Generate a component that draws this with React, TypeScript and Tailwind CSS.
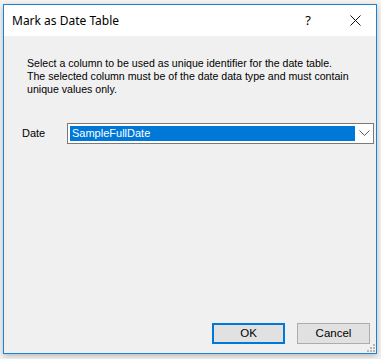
import React from 'react';

const ChevronDown = () => (
  <svg width="11" height="7" viewBox="0 0 11 7" fill="none">
    <path d="M0.5 0.5 L5.5 5.5 L10.5 0.5" stroke="#5a5a5a" strokeWidth="1" />
  </svg>
);

const CloseX = () => (
  <svg width="11" height="11" viewBox="0 0 11 11" fill="none">
    <path d="M0.5 0.5 L10.5 10.5 M10.5 0.5 L0.5 10.5" stroke="#111" strokeWidth="1" />
  </svg>
);

const SizeGrip = () => (
  <svg width="8" height="8" viewBox="0 0 8 8">
    <rect x="6" y="0" width="2" height="2" fill="#b8b8b8" />
    <rect x="3" y="3" width="2" height="2" fill="#b8b8b8" />
    <rect x="6" y="3" width="2" height="2" fill="#b8b8b8" />
    <rect x="0" y="6" width="2" height="2" fill="#b8b8b8" />
    <rect x="3" y="6" width="2" height="2" fill="#b8b8b8" />
    <rect x="6" y="6" width="2" height="2" fill="#b8b8b8" />
  </svg>
);

export default function App() {
  return (
    <div className="w-[381px] h-[359px] bg-[#f4f4f4] pl-[3px] pt-[4px] overflow-hidden">
      {/* dialog window */}
      <div className="w-[374px] h-[350px] border border-[#1883d7] bg-[#f0f0f0] flex flex-col shadow-[0_2px_6px_rgba(0,0,0,0.25)]">
        {/* title bar */}
        <div className="h-[31px] bg-white flex items-center shrink-0 font-['Noto_Sans',sans-serif] text-[12px] text-black">
          <span className="ml-[8px] mt-[1px] flex-1">Mark as Date Table</span>
          <span className="w-[20px] text-center mr-[27px] text-[13px]">?</span>
          <span className="w-[20px] flex justify-center mr-[11px]">
            <CloseX />
          </span>
        </div>

        {/* body */}
        <div className="flex-1 flex flex-col font-['Liberation_Sans',Arial,sans-serif] text-[10.6px] text-black relative">
          <p className="mt-[21px] ml-[23px] leading-[13px]">
            Select a column to be used as unique identifier for the date table.
            <br />
            The selected column must be of the date data type and must contain
            <br />
            unique values only.
          </p>

          <div className="mt-[27px] flex items-center">
            <span className="ml-[18px] w-[45px] text-[11px]">Date</span>
            <div className="w-[307px] h-[21px] border border-[#7a7a7a] bg-white flex items-center pl-[2px]">
              <div className="w-[285px] h-[15px] bg-[#0078d7] text-white text-[11px] leading-[15px] pl-[2px]">
                SampleFullDate
              </div>
              <div className="flex-1 flex justify-center">
                <ChevronDown />
              </div>
            </div>
          </div>

          <div className="flex-1" />

          <div className="flex justify-end gap-[12px] mr-[6px] mb-[9px] text-[11.5px]">
            <button className="w-[73px] h-[21px] border-2 border-[#0078d7] bg-[#e1e1e1] text-black">
              OK
            </button>
            <button className="w-[73px] h-[21px] border border-[#adadad] bg-[#e1e1e1] text-black">
              Cancel
            </button>
          </div>

          <div className="absolute right-[1px] bottom-[1px]">
            <SizeGrip />
          </div>
        </div>
      </div>
    </div>
  );
}
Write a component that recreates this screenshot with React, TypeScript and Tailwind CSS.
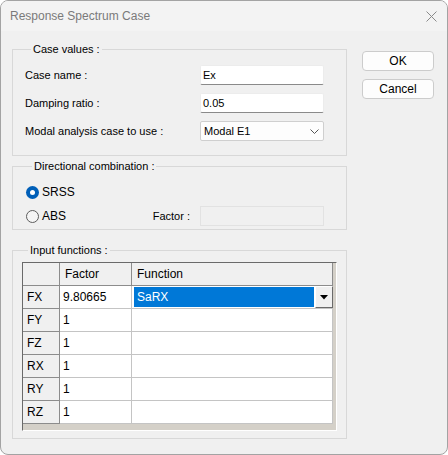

^^^^

▸ **Objective**
Give every line above again exactly, with no pictures.

▸ **Answer to the problem**
Generate a component that draws this with React, TypeScript and Tailwind CSS.
import React from 'react';

const ChevronDown = () => (
  <svg width="11" height="7" viewBox="0 0 11 7" fill="none">
    <path d="M0.5 0.5 L5.5 5.5 L10.5 0.5" stroke="#5a5a5a" strokeWidth="1" />
  </svg>
);

const CloseX = () => (
  <svg width="11" height="11" viewBox="0 0 11 11" fill="none">
    <path d="M0.5 0.5 L10.5 10.5 M10.5 0.5 L0.5 10.5" stroke="#111" strokeWidth="1" />
  </svg>
);

const SizeGrip = () => (
  <svg width="8" height="8" viewBox="0 0 8 8">
    <rect x="6" y="0" width="2" height="2" fill="#b8b8b8" />
    <rect x="3" y="3" width="2" height="2" fill="#b8b8b8" />
    <rect x="6" y="3" width="2" height="2" fill="#b8b8b8" />
    <rect x="0" y="6" width="2" height="2" fill="#b8b8b8" />
    <rect x="3" y="6" width="2" height="2" fill="#b8b8b8" />
    <rect x="6" y="6" width="2" height="2" fill="#b8b8b8" />
  </svg>
);

export default function App() {
  return (
    <div className="w-[381px] h-[359px] bg-[#f4f4f4] pl-[3px] pt-[4px] overflow-hidden">
      {/* dialog window */}
      <div className="w-[374px] h-[350px] border border-[#1883d7] bg-[#f0f0f0] flex flex-col shadow-[0_2px_6px_rgba(0,0,0,0.25)]">
        {/* title bar */}
        <div className="h-[31px] bg-white flex items-center shrink-0 font-['Noto_Sans',sans-serif] text-[12px] text-black">
          <span className="ml-[8px] mt-[1px] flex-1">Mark as Date Table</span>
          <span className="w-[20px] text-center mr-[27px] text-[13px]">?</span>
          <span className="w-[20px] flex justify-center mr-[11px]">
            <CloseX />
          </span>
        </div>

        {/* body */}
        <div className="flex-1 flex flex-col font-['Liberation_Sans',Arial,sans-serif] text-[10.6px] text-black relative">
          <p className="mt-[21px] ml-[23px] leading-[13px]">
            Select a column to be used as unique identifier for the date table.
            <br />
            The selected column must be of the date data type and must contain
            <br />
            unique values only.
          </p>

          <div className="mt-[27px] flex items-center">
            <span className="ml-[18px] w-[45px] text-[11px]">Date</span>
            <div className="w-[307px] h-[21px] border border-[#7a7a7a] bg-white flex items-center pl-[2px]">
              <div className="w-[285px] h-[15px] bg-[#0078d7] text-white text-[11px] leading-[15px] pl-[2px]">
                SampleFullDate
              </div>
              <div className="flex-1 flex justify-center">
                <ChevronDown />
              </div>
            </div>
          </div>

          <div className="flex-1" />

          <div className="flex justify-end gap-[12px] mr-[6px] mb-[9px] text-[11.5px]">
            <button className="w-[73px] h-[21px] border-2 border-[#0078d7] bg-[#e1e1e1] text-black">
              OK
            </button>
            <button className="w-[73px] h-[21px] border border-[#adadad] bg-[#e1e1e1] text-black">
              Cancel
            </button>
          </div>

          <div className="absolute right-[1px] bottom-[1px]">
            <SizeGrip />
          </div>
        </div>
      </div>
    </div>
  );
}
Write a component that recreates this screenshot with React, TypeScript and Tailwind CSS.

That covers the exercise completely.